A Christian Perspective on Kristallnacht

In Faith, Holocaust, Love, Poetry by Amanda DeBrun1 Comment

Wednesday evening I attended an 80th Anniversary Commemoration of Kristallnacht at Temple Israel in Charlotte. As I drove to the synagogue, I thought about what had happened in Pittsburgh eleven days earlier. I considered the possibility that this event might be on someone’s radar. I felt a little tingle at the back of my neck. I shook off the feeling and turned my thoughts to other things.

I arrived early, which gave me time to reconnect with old friends and find a seat. The program began beautifully with a procession of Holocaust survivors into the space we shared. Moving testimony, choral pieces, rabbinical exhoration, and prayer followed.

At the end of the evening, the rabbi asked all those who were not Jewish to stand. He then told those who were seated to look around. A significant number of non-Jewish people were standing in the midst of that assembly.

The Rabbi continued to explain that the times we live in now are different from those of the past because of the support and vigilance of the non-Jewish community. As a Holocaust educator, I knew that his words were both important and true.

But, as I stood there, in the midst of the congregation, looking at those who stood and those who remained seated, words and ideas pushed their way into my mind.
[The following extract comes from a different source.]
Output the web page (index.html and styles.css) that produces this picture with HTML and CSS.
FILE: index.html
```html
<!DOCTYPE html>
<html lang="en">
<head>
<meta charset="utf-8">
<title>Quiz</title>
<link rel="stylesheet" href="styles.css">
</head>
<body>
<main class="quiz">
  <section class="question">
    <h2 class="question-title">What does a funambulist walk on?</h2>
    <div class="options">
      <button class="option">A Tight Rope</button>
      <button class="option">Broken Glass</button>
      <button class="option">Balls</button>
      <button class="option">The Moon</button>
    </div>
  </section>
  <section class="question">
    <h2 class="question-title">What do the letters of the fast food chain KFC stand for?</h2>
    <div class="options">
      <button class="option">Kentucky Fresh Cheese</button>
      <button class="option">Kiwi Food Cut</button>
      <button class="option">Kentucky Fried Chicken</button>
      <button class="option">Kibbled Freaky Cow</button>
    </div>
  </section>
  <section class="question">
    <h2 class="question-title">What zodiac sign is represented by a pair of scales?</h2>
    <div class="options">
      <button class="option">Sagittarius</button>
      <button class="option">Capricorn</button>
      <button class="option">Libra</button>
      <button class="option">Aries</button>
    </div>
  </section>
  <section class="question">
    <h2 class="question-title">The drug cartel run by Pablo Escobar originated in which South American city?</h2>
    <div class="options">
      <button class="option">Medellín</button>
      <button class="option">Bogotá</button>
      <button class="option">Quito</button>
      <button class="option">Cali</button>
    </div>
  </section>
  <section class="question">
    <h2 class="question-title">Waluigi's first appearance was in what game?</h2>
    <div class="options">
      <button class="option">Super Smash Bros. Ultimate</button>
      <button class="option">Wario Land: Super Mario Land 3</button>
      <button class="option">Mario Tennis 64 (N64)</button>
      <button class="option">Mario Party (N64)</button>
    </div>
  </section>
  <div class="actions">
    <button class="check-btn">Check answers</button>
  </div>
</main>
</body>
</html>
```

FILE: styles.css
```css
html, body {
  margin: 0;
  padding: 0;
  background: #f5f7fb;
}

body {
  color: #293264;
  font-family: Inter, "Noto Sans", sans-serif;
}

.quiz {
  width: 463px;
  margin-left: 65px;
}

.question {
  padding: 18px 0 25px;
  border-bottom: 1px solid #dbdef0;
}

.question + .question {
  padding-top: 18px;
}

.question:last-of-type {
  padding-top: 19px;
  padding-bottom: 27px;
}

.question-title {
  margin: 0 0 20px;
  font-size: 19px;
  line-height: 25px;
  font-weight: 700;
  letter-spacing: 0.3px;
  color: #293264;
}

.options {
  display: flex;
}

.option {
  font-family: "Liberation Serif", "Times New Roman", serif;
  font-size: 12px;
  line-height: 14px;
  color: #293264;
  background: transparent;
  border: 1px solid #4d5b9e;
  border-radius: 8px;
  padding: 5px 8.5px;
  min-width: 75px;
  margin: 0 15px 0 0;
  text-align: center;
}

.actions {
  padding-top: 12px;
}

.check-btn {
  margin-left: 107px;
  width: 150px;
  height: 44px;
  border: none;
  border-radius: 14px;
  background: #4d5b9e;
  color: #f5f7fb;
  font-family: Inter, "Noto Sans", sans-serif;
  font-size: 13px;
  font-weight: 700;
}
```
These words had nothing to do with what I “knew” and everything to do with something much more important:

Reflections on the 80th Anniversary Kristallnacht Commemoration (by a Christian)
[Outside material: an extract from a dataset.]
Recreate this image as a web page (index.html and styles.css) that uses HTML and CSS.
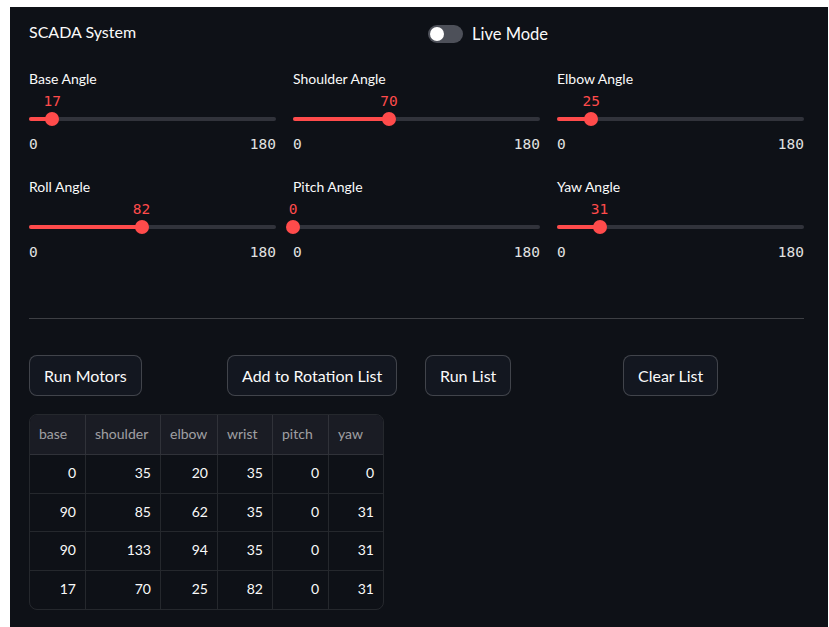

I have studied this for years
I have read the descriptions
I have listened to the testimony
I have looked at the images
Tonight
I begin to understand

This commemoration
This recollection
This mourning
Is a necessary thing heavy with history
Tethered to a time that has passed and yet
not quite

This remembrance
This memorial
This observance
Is a painful thing burdened by being
Anchored in another moment and yet
Too close at hand

I begin to understand

I do not have this in my life
I do not have this thing that hovers over the congregation
As we commemorate with somber ceremony
I do not have the names to remember
Names of those who are no longer here
Because someone decided they were worth less than nothing
I do not have this haunting of my days
By a thing that is not really gone but returns with different names and different faces

And by the not having
I begin to understand

Comments

  1. Abstractly through poetry Donna Tarney helps us drift back to a time (1938) when the windows of all businesses thought to be Jewish owned were smashed by paramilitaries and thugs, and the edict was issued that no Jew could ever operate any establishment again (Citizenship had been revoked in 1935. Synagogues and schools were burned. Innocent people were arrested and abused, hundreds killed. ). Imagine if all self-employed people in Charlotte were turned out overnight with no possibility of earning a living anymore. It would make such a shock no one affected could wail. And any bravado would be nauseating. No, Christians do not have this in their life, but all of us should admit the ghostly anxiety because we too exist in precarious times.